What you need to do: Pull each line holding the word "components" from the data.
---------- Task input
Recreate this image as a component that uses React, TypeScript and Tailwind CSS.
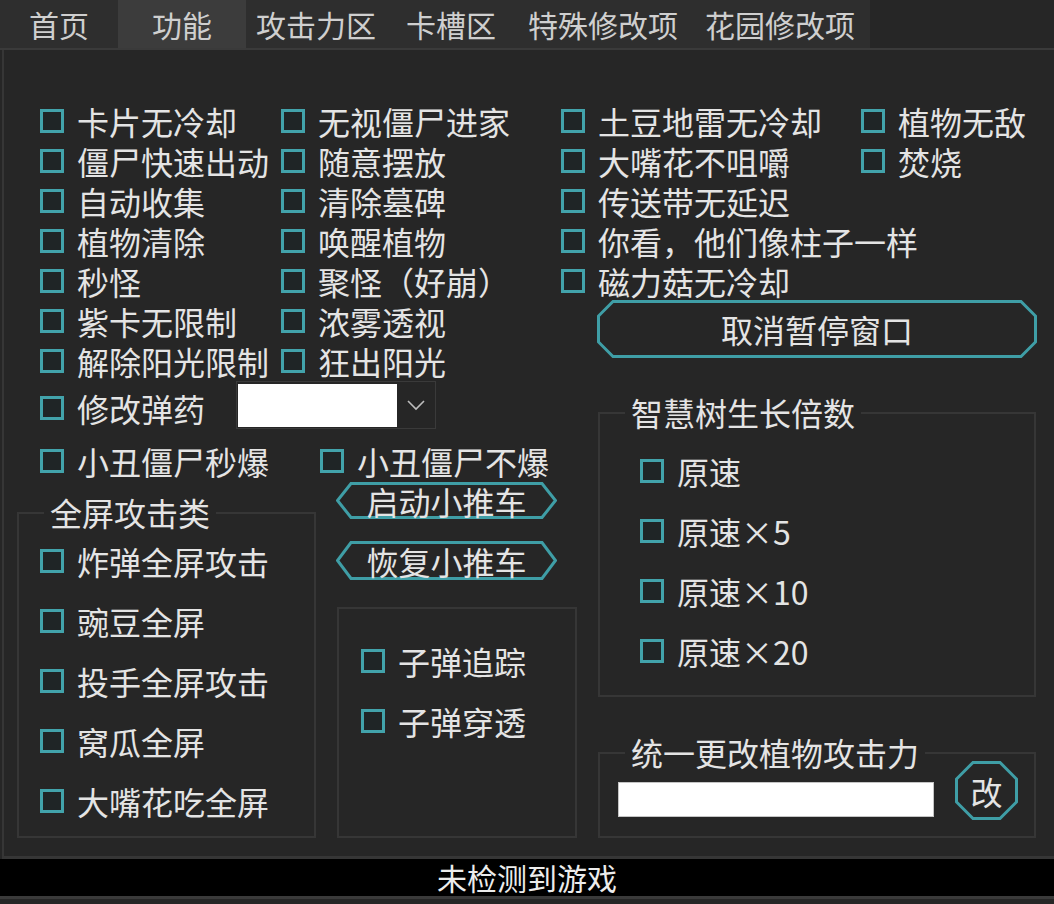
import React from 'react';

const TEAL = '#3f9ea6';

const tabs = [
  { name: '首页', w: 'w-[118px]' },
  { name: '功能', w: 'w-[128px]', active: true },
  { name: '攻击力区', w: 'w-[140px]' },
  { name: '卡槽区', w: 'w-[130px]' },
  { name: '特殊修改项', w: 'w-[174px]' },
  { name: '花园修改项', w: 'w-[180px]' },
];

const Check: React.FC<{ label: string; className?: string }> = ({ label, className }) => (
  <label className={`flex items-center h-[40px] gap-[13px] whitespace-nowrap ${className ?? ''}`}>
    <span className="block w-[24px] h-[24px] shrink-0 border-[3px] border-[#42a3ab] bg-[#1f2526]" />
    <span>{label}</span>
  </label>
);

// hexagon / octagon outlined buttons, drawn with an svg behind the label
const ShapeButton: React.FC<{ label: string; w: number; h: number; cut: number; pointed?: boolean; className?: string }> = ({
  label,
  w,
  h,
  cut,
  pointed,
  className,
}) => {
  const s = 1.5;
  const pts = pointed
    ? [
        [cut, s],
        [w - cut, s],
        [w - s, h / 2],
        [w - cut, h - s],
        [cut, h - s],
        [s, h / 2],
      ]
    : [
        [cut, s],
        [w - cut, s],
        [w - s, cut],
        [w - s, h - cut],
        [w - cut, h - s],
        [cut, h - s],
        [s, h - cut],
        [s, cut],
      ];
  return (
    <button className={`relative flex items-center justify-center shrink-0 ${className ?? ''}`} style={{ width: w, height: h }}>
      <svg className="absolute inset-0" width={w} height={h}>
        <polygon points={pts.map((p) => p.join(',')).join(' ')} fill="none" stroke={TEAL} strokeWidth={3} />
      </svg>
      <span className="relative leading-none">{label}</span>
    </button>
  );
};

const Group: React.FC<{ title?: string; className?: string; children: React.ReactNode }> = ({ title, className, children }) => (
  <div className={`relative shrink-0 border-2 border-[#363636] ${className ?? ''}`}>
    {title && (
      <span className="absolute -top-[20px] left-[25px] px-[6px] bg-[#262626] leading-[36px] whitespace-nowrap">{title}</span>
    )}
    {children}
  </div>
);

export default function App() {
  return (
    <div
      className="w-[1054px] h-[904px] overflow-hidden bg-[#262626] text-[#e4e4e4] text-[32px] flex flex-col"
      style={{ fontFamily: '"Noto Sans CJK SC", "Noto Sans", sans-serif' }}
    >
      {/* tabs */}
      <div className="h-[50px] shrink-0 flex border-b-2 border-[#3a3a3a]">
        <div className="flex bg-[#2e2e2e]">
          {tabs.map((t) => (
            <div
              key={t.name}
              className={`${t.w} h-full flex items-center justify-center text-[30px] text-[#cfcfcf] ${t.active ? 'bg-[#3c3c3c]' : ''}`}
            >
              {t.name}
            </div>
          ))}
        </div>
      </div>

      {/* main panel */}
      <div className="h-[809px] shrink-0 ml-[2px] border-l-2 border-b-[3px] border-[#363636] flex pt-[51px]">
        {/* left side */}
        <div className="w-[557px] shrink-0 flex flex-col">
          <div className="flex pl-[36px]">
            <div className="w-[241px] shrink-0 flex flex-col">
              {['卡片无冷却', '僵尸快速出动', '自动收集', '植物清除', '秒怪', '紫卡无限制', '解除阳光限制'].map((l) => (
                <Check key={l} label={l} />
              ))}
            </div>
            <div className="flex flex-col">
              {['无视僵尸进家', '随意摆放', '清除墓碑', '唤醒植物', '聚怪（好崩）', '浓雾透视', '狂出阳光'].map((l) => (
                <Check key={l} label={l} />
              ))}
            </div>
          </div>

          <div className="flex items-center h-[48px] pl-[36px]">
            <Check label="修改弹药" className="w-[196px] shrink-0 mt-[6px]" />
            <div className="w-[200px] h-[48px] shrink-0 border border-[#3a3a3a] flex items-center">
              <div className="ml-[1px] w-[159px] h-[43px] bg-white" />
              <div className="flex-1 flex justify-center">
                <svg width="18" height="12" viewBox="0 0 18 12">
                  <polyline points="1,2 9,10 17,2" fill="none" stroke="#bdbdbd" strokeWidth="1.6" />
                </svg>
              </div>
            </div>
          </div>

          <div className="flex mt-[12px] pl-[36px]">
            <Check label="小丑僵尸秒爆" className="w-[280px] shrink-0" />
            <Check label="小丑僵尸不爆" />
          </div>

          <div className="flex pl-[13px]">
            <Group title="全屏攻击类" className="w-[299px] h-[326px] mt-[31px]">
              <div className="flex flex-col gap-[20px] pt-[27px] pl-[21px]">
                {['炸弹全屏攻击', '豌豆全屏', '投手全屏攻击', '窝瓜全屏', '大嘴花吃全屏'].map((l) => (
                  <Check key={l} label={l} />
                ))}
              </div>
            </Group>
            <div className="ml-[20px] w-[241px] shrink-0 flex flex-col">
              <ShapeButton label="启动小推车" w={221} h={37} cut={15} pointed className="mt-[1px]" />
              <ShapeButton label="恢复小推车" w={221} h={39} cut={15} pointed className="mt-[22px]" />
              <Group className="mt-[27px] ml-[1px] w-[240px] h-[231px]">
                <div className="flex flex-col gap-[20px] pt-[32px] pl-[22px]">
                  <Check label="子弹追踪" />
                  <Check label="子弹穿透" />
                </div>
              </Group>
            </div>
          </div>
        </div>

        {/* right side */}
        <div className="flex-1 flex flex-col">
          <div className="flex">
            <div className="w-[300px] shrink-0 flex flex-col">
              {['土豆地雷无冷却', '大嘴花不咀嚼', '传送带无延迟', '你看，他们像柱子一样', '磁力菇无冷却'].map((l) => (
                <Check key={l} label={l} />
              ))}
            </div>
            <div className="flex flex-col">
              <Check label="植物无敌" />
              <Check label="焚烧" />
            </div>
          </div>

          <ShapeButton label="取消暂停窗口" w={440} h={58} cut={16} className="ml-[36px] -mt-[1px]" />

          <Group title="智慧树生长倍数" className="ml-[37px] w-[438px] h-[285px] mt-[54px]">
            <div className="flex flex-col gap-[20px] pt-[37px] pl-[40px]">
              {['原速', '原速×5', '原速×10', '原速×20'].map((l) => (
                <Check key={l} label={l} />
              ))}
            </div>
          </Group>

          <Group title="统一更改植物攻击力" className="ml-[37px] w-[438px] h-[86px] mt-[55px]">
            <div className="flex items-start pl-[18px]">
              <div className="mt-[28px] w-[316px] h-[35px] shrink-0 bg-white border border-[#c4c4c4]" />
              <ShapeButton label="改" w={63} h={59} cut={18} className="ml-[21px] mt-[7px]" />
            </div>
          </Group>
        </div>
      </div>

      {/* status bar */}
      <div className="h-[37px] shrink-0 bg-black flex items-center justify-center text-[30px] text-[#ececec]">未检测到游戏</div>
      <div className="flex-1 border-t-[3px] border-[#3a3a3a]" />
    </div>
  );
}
--------------------
---------- Task input
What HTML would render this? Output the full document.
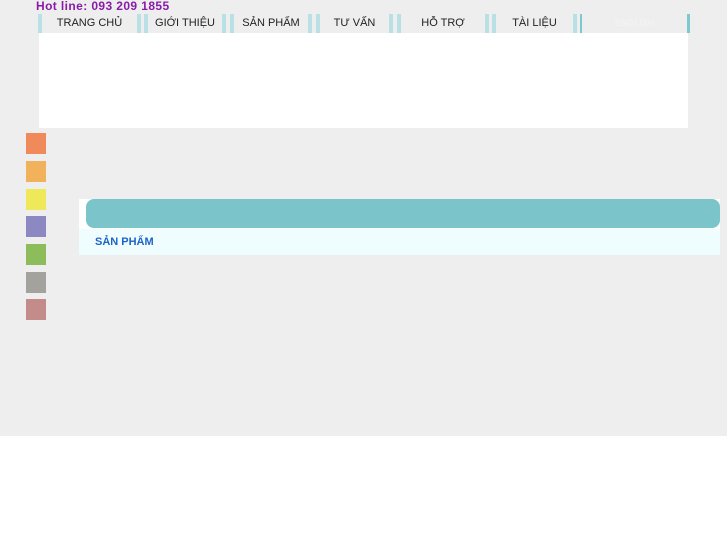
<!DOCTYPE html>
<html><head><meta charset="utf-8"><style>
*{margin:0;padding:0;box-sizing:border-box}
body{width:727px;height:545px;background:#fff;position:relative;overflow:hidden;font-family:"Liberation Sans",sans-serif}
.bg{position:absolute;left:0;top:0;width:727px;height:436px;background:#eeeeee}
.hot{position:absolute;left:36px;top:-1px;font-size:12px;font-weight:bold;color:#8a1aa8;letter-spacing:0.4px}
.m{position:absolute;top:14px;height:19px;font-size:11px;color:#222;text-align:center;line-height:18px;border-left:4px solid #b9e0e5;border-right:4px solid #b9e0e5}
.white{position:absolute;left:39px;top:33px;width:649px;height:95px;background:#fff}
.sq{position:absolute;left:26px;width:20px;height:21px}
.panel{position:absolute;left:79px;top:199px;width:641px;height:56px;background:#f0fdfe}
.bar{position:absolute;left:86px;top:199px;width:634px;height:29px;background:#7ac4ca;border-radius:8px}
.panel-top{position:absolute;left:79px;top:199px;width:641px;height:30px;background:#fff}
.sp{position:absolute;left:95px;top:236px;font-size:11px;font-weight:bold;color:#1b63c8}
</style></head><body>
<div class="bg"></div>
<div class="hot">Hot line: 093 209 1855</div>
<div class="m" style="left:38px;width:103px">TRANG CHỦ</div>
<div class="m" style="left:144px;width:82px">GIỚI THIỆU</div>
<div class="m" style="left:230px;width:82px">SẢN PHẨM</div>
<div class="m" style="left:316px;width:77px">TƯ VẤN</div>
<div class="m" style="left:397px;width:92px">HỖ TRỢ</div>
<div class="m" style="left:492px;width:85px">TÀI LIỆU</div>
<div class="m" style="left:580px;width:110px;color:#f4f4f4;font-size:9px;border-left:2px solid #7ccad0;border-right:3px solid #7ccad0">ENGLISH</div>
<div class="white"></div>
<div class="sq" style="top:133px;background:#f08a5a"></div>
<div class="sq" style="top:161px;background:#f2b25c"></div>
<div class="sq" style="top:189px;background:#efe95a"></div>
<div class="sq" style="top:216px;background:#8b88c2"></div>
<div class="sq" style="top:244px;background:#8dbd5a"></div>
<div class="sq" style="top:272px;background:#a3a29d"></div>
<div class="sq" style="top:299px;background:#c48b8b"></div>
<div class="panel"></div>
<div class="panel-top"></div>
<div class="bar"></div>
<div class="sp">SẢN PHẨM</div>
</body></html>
--------------------
---------- Task input
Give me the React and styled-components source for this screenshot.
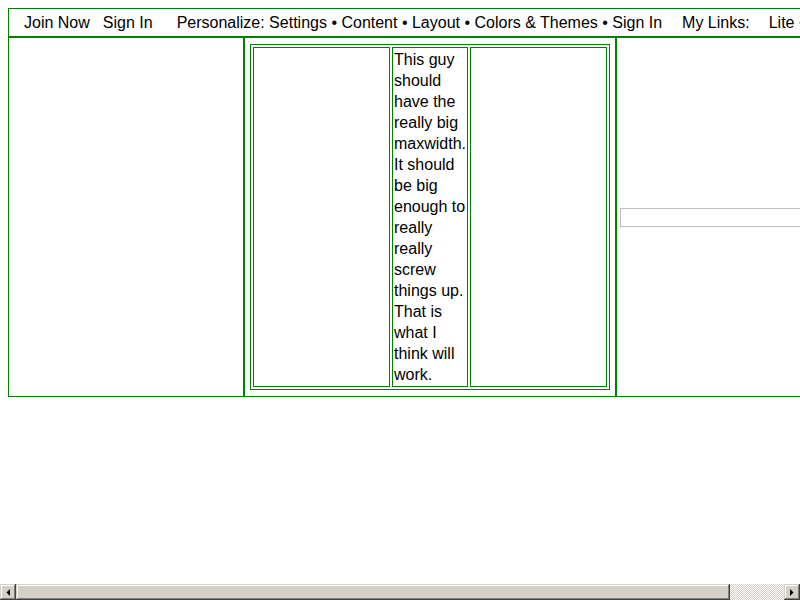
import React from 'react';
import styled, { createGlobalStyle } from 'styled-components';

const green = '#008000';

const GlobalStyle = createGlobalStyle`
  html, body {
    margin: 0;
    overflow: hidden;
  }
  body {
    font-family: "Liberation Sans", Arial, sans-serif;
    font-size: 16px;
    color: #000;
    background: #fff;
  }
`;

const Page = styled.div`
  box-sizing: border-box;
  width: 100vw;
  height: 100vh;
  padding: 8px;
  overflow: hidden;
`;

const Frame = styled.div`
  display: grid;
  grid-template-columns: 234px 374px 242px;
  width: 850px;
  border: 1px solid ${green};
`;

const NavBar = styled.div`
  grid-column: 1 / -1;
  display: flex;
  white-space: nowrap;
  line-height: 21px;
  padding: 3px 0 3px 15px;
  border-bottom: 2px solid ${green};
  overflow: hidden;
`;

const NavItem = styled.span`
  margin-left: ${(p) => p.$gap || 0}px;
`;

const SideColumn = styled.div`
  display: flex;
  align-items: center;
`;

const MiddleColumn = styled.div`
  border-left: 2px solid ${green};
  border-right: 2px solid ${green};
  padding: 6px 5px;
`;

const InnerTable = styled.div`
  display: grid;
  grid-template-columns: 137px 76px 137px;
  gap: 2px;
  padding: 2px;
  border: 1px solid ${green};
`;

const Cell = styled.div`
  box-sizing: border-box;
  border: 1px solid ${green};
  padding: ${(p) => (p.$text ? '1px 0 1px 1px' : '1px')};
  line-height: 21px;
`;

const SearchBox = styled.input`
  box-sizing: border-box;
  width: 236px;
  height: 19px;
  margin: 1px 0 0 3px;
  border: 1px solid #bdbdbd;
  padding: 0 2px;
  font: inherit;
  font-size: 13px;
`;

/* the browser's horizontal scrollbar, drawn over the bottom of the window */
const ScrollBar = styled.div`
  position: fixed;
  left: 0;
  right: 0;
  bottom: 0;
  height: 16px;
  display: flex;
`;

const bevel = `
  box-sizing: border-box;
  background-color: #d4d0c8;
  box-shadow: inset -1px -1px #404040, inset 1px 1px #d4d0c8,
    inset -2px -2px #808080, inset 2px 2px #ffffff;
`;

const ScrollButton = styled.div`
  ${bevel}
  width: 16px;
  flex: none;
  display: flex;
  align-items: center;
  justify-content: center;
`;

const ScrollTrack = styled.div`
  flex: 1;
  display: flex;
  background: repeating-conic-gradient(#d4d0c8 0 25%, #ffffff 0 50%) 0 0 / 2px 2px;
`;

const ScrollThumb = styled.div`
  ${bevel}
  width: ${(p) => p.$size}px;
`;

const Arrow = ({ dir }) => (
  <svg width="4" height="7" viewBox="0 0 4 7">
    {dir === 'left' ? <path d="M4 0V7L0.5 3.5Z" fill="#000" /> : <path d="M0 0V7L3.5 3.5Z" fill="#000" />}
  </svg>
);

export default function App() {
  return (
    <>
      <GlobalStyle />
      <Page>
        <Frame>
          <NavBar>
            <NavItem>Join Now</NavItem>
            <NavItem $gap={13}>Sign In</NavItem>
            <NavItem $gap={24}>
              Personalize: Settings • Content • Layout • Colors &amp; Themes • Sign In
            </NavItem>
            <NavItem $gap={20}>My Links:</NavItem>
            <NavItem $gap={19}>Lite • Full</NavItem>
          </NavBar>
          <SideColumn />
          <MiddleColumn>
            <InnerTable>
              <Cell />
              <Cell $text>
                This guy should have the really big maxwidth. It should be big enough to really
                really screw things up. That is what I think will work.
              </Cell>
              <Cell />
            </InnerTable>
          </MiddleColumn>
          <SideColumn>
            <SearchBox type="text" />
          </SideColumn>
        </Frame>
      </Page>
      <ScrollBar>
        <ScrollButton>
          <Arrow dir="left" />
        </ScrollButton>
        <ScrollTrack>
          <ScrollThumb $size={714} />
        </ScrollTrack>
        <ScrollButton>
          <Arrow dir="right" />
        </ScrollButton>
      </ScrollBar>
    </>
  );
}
--------------------
Response for this exercise:
Give me the React and styled-components source for this screenshot.
import styled, { createGlobalStyle } from 'styled-components';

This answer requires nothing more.